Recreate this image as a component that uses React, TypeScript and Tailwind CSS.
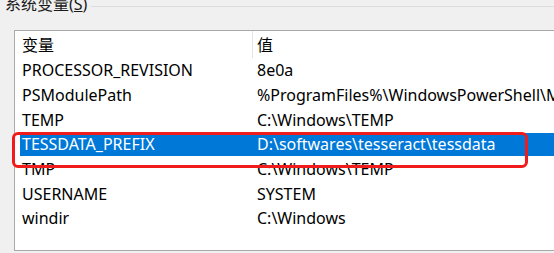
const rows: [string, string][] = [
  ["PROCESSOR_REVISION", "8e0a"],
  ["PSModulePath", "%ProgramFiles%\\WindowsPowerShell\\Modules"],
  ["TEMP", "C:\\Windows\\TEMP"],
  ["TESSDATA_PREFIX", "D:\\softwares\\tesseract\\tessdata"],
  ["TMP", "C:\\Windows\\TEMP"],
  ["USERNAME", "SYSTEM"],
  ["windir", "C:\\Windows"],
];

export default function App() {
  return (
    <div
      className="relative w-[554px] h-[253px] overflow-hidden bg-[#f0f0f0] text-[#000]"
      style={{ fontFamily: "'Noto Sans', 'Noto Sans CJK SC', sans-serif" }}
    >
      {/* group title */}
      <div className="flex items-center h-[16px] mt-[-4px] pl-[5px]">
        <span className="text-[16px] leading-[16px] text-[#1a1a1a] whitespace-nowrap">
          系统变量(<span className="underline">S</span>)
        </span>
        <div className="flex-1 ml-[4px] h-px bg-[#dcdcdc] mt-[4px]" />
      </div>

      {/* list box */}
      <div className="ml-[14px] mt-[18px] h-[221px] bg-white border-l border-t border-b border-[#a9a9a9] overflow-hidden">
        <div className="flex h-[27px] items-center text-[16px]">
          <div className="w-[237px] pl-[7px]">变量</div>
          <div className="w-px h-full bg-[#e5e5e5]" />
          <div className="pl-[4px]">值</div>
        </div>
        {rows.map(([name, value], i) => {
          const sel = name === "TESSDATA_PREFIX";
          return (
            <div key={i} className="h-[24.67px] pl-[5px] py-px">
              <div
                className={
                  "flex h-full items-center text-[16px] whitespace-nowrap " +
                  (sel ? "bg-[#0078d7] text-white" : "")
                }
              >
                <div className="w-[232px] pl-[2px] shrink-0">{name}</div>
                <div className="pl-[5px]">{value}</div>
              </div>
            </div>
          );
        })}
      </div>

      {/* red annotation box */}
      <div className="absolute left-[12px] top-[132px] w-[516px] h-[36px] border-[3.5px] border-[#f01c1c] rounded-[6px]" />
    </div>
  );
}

═══

Using the material above, return every line exactly as it appears, minus the pictures.

Recreate this image as a component that uses React, TypeScript and Tailwind CSS.
const rows: [string, string][] = [
  ["PROCESSOR_REVISION", "8e0a"],
  ["PSModulePath", "%ProgramFiles%\\WindowsPowerShell\\Modules"],
  ["TEMP", "C:\\Windows\\TEMP"],
  ["TESSDATA_PREFIX", "D:\\softwares\\tesseract\\tessdata"],
  ["TMP", "C:\\Windows\\TEMP"],
  ["USERNAME", "SYSTEM"],
  ["windir", "C:\\Windows"],
];

export default function App() {
  return (
    <div
      className="relative w-[554px] h-[253px] overflow-hidden bg-[#f0f0f0] text-[#000]"
      style={{ fontFamily: "'Noto Sans', 'Noto Sans CJK SC', sans-serif" }}
    >
      {/* group title */}
      <div className="flex items-center h-[16px] mt-[-4px] pl-[5px]">
        <span className="text-[16px] leading-[16px] text-[#1a1a1a] whitespace-nowrap">
          系统变量(<span className="underline">S</span>)
        </span>
        <div className="flex-1 ml-[4px] h-px bg-[#dcdcdc] mt-[4px]" />
      </div>

      {/* list box */}
      <div className="ml-[14px] mt-[18px] h-[221px] bg-white border-l border-t border-b border-[#a9a9a9] overflow-hidden">
        <div className="flex h-[27px] items-center text-[16px]">
          <div className="w-[237px] pl-[7px]">变量</div>
          <div className="w-px h-full bg-[#e5e5e5]" />
          <div className="pl-[4px]">值</div>
        </div>
        {rows.map(([name, value], i) => {
          const sel = name === "TESSDATA_PREFIX";
          return (
            <div key={i} className="h-[24.67px] pl-[5px] py-px">
              <div
                className={
                  "flex h-full items-center text-[16px] whitespace-nowrap " +
                  (sel ? "bg-[#0078d7] text-white" : "")
                }
              >
                <div className="w-[232px] pl-[2px] shrink-0">{name}</div>
                <div className="pl-[5px]">{value}</div>
              </div>
            </div>
          );
        })}
      </div>

      {/* red annotation box */}
      <div className="absolute left-[12px] top-[132px] w-[516px] h-[36px] border-[3.5px] border-[#f01c1c] rounded-[6px]" />
    </div>
  );
}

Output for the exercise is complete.